Stork
(Heb. chasidah), a large bird of passage of the heron family. The of the largest and most conspicuous of land birds, standing
nearly four feet high, the jet black of its wings and its bright red beak and legs contrasting finely with the pure white
of its plumage. (Zechariah 6:9) In the neighborhood of man it devours readily all kinds of offal and garbage. For this reason, doubtless it is placed in
the list of unclean birds by the Mosaic law. (Leviticus 11:19; 14:18) The range of the white stork extends over the whole of Europe, except the British isles, where it is now a rare visitant,
and over northern Africa and Asia as far at least as Burmah. The black stork (Ciconia nigra, Linn.), though less abundant
in places, is scarcely less widely distributed, but has a more easterly range than its congener. Both species are very numerous
in Palestine.

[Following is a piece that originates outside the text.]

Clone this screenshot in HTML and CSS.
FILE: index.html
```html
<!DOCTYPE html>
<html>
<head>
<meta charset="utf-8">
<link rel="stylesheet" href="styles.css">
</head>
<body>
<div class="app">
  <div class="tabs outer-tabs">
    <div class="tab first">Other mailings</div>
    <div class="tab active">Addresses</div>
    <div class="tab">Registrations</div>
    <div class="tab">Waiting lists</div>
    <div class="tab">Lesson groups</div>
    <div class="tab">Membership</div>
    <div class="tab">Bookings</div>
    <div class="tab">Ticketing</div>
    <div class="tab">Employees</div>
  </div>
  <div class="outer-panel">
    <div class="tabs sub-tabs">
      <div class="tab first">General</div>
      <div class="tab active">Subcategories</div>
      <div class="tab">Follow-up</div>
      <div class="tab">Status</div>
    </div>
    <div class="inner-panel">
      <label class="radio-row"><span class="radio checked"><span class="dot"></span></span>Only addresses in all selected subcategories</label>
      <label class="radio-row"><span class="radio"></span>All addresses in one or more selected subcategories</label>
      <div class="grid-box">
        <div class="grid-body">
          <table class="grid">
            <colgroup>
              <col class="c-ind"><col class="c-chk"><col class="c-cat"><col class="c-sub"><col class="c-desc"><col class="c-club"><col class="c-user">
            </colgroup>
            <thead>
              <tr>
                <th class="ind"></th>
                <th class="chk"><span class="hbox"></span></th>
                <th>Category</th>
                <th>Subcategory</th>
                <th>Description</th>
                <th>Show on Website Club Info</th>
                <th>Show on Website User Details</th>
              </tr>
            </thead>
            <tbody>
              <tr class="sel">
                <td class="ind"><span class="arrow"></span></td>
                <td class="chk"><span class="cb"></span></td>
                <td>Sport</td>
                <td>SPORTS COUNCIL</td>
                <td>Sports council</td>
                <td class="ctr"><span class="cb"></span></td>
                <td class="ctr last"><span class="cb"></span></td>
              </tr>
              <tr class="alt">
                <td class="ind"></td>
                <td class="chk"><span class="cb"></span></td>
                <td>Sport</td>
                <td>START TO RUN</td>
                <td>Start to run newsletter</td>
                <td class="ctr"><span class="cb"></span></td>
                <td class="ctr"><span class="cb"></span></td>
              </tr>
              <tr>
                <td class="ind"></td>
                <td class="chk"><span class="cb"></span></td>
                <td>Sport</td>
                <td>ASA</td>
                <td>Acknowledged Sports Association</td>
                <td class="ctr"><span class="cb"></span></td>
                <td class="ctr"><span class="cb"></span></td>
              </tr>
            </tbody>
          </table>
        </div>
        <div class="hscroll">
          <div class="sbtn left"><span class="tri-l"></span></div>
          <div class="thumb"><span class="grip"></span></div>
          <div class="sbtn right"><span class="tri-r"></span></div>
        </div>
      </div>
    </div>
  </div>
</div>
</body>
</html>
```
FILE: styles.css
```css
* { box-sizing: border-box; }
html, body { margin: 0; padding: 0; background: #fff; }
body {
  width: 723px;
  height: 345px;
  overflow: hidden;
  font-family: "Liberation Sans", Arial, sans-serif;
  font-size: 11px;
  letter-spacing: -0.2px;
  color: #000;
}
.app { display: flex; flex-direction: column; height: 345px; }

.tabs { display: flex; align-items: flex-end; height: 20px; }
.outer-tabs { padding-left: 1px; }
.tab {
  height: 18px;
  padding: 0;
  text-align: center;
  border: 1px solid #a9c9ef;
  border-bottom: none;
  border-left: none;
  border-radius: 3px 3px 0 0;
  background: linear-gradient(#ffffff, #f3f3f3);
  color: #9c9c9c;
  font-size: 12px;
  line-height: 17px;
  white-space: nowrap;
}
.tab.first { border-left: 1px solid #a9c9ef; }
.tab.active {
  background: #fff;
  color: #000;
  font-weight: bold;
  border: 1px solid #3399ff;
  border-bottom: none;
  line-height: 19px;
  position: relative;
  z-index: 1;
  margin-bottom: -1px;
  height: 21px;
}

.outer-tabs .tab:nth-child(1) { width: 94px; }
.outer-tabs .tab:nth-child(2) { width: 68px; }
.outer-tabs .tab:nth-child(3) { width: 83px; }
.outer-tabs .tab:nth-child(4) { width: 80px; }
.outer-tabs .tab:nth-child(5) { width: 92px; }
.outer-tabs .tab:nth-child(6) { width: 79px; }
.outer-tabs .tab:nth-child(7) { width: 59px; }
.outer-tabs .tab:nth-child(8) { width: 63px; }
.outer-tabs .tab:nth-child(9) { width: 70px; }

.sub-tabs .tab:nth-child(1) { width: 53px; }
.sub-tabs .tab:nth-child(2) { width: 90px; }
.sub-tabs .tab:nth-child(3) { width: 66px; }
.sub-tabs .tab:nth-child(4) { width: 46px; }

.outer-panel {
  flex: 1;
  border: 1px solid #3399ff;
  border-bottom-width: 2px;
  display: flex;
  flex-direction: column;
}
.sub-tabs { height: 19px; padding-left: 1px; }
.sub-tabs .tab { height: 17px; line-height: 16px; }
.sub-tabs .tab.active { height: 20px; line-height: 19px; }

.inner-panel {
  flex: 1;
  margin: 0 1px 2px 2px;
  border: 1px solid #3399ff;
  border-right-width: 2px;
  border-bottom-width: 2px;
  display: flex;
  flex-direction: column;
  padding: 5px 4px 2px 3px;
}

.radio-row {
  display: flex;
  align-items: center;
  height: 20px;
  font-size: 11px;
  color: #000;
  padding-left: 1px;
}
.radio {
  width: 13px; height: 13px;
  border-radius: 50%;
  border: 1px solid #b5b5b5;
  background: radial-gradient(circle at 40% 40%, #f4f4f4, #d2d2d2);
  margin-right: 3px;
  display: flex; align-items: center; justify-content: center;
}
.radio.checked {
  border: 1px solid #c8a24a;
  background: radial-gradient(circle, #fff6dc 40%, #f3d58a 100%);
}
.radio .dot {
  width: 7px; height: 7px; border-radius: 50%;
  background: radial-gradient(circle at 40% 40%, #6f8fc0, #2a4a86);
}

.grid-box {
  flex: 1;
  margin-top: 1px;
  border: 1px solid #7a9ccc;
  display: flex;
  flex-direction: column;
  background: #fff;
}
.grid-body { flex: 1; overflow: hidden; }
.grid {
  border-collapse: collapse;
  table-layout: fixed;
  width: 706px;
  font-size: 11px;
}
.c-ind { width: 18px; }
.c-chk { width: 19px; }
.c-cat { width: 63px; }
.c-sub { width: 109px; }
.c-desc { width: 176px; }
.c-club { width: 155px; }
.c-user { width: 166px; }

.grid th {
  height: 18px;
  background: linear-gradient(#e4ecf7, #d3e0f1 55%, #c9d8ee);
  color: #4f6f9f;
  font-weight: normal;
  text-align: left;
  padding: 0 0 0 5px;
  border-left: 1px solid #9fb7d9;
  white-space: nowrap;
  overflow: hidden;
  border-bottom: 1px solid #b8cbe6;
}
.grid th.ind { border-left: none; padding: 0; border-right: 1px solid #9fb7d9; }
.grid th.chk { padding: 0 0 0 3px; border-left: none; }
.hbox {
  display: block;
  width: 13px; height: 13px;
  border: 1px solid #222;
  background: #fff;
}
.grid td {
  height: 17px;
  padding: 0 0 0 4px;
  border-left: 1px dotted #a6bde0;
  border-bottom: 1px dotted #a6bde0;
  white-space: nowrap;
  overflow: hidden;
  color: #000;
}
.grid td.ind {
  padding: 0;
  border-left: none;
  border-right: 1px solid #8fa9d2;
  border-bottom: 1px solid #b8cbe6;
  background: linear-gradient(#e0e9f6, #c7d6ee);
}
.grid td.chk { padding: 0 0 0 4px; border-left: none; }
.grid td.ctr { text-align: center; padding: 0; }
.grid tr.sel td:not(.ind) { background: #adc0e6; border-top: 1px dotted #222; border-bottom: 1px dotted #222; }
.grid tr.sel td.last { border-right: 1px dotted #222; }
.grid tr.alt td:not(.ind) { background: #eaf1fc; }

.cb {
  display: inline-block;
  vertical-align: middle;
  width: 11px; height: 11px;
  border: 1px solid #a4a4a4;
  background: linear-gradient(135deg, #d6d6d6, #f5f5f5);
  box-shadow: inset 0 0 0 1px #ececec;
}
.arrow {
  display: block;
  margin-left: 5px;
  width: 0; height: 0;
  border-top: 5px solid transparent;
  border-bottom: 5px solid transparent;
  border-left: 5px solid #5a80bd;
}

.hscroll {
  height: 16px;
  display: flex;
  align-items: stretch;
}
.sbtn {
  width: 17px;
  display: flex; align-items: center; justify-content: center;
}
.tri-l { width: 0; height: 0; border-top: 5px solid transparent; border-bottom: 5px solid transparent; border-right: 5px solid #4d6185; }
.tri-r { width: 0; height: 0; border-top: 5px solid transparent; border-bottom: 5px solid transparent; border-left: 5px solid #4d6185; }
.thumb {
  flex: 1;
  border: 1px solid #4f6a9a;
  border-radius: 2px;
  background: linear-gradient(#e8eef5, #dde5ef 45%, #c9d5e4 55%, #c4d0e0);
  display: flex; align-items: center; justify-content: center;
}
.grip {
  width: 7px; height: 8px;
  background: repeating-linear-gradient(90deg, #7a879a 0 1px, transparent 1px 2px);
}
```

While the black stork is never found about buildings, but prefers marshy places in forests and breeds on the
tops of the loftiest trees, the white stork attaches itself to man and for the service which it renders in the destruction
of reptiles and the removal of offal has been repaid from the earliest times by protection and reverence, The derivation of
chasidah (from chesed, “kindness”) points to the paternal and filial attachment of which the stork seems to have been a type
among the Hebrews no less than the Greeks and Romans. It was believed that the young repaid the care of their parents by attaching
themselves to them for life, and tending them in old age. That the parental attachment of the stork is very strong has been
proved on many occasions, Few migratory birds are more punctual to the time of their reappearance than the white stork. The
stork has no note, and the only sound it emits is that caused by the sudden snapping of its long mandibles.